>>

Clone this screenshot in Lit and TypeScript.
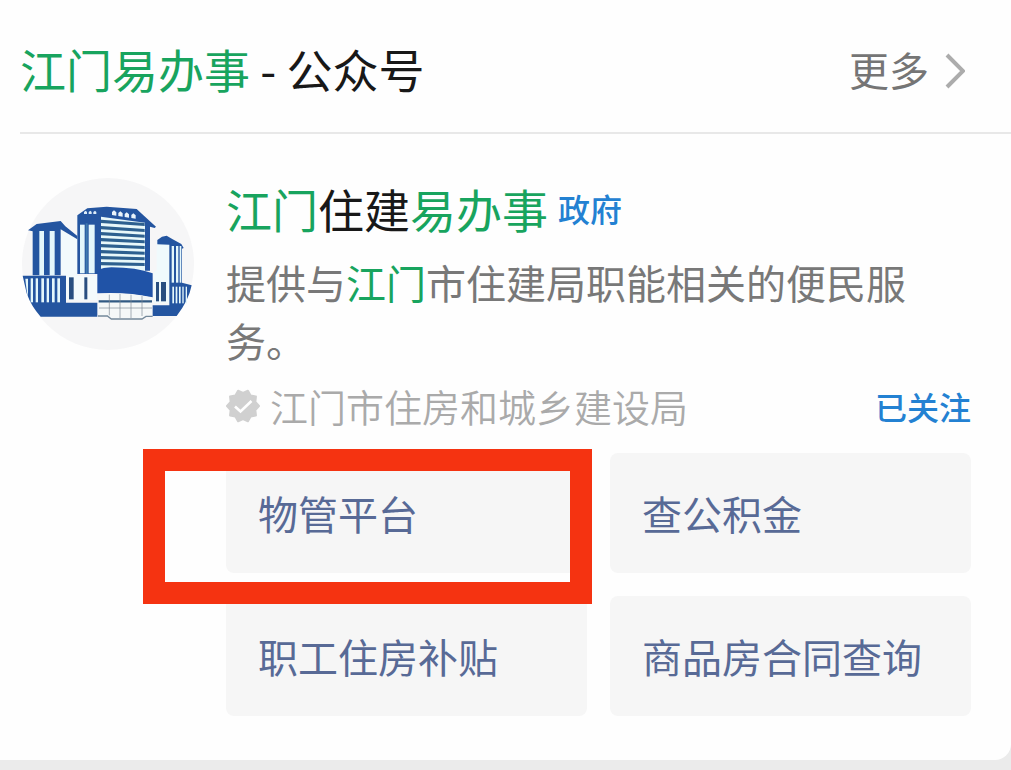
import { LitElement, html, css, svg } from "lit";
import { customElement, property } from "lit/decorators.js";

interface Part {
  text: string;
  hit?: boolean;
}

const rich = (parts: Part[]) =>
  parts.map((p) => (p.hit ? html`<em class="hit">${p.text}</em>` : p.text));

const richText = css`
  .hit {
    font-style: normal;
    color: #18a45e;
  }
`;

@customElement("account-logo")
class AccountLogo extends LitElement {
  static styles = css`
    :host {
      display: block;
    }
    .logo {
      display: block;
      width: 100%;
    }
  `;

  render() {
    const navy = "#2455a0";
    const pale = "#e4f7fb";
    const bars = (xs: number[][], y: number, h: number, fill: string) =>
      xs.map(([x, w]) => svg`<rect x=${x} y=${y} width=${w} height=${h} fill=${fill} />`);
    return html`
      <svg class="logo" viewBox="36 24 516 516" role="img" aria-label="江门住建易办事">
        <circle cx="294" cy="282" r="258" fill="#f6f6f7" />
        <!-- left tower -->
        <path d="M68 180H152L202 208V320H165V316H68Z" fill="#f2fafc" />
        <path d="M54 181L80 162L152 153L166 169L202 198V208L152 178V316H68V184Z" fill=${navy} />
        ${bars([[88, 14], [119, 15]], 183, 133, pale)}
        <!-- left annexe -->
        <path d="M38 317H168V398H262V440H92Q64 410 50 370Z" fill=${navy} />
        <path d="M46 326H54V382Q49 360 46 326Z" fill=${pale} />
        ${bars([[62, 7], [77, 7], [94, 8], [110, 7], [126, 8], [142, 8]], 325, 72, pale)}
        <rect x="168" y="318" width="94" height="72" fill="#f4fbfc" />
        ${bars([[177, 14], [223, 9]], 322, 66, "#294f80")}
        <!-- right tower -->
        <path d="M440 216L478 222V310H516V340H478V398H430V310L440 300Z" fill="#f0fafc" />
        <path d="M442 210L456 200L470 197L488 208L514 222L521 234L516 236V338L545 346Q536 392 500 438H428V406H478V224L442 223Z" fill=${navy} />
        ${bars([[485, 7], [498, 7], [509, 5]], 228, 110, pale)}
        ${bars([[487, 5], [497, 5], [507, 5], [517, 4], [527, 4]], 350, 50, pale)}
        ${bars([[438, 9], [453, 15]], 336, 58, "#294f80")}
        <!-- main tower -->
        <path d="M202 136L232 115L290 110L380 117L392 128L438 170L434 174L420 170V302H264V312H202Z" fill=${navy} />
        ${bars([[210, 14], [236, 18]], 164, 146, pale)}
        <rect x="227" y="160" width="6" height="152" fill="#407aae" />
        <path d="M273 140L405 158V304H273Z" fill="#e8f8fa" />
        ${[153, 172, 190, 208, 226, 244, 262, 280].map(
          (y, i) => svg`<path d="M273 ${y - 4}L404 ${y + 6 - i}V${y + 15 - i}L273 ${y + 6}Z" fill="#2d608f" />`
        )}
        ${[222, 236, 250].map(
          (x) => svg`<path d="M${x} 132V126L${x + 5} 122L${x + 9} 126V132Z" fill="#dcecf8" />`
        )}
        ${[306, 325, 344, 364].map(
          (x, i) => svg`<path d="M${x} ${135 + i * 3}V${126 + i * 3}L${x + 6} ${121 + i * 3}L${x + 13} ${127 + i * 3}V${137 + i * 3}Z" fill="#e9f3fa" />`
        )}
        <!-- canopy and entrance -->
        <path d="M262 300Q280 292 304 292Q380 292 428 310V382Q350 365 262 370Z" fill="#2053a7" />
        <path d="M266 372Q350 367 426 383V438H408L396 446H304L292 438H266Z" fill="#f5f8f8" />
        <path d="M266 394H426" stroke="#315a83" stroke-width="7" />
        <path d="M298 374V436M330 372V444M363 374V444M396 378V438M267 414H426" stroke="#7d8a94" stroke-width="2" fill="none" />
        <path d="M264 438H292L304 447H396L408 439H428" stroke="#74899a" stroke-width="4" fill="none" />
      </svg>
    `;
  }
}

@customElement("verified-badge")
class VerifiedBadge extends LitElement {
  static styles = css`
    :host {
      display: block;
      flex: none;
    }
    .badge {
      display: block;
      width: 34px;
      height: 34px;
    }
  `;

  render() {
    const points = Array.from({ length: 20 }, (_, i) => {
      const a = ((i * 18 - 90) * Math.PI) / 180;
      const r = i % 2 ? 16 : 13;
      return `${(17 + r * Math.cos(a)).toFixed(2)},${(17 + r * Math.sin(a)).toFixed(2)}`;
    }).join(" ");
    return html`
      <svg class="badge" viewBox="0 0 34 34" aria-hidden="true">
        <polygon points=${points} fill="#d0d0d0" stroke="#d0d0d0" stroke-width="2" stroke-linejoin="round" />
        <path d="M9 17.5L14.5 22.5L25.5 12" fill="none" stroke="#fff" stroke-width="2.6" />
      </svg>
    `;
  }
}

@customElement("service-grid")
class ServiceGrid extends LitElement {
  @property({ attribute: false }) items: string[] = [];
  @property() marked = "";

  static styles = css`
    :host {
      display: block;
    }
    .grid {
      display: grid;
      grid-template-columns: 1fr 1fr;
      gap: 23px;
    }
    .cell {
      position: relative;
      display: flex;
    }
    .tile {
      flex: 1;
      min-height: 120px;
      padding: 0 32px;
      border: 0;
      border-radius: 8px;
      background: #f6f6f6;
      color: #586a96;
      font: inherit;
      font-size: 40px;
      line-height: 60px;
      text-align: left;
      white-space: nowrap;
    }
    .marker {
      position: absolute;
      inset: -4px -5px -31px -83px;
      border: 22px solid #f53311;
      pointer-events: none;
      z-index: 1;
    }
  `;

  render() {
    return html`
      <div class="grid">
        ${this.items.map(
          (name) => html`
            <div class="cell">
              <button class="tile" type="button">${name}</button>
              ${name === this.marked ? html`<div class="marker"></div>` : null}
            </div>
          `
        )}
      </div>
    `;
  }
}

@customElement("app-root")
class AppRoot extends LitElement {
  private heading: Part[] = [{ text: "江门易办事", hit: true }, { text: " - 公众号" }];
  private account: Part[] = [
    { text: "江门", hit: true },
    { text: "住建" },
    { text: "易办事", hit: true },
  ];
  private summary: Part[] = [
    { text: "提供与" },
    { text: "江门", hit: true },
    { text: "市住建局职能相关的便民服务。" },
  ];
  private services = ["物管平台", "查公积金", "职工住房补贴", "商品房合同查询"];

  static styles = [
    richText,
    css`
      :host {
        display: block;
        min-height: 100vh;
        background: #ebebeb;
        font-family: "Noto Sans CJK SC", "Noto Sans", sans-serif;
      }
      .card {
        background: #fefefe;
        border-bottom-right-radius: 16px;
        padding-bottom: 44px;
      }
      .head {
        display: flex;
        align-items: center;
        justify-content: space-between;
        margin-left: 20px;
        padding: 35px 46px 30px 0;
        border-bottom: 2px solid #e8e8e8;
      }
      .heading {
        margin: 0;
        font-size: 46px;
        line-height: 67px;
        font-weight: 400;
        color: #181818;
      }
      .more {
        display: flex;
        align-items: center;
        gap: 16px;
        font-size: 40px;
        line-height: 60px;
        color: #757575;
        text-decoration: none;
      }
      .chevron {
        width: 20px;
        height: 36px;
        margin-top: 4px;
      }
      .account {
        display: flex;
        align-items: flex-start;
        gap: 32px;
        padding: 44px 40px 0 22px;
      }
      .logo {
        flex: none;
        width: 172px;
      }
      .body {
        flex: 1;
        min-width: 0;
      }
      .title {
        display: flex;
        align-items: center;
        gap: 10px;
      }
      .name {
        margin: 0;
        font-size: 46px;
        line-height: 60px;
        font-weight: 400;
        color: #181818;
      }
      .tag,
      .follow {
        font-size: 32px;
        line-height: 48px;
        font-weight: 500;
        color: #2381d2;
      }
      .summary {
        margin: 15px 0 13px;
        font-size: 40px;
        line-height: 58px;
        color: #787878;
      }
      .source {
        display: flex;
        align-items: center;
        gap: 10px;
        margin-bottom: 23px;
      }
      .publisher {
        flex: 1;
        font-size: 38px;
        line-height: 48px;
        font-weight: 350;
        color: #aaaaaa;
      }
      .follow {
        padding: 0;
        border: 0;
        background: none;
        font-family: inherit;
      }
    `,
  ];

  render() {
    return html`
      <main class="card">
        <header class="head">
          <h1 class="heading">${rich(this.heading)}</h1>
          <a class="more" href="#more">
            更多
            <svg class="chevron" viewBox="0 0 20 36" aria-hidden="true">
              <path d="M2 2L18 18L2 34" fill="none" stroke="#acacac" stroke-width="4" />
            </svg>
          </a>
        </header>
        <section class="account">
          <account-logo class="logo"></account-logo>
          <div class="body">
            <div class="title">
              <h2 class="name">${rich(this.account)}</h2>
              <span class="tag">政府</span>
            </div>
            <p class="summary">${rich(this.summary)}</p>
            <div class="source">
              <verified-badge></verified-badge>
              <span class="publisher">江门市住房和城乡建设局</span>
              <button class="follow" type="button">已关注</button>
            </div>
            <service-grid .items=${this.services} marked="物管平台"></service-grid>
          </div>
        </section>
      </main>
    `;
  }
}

<<

REQUIREMENTS: Each line that holds the word "this" is to be copied.

RESULT OF THE TASK:
Clone this screenshot in Lit and TypeScript.
        ${this.items.map(
              ${name === this.marked ? html`<div class="marker"></div>` : null}
          <h1 class="heading">${rich(this.heading)}</h1>
              <h2 class="name">${rich(this.account)}</h2>
            <p class="summary">${rich(this.summary)}</p>
            <service-grid .items=${this.services} marked="物管平台"></service-grid>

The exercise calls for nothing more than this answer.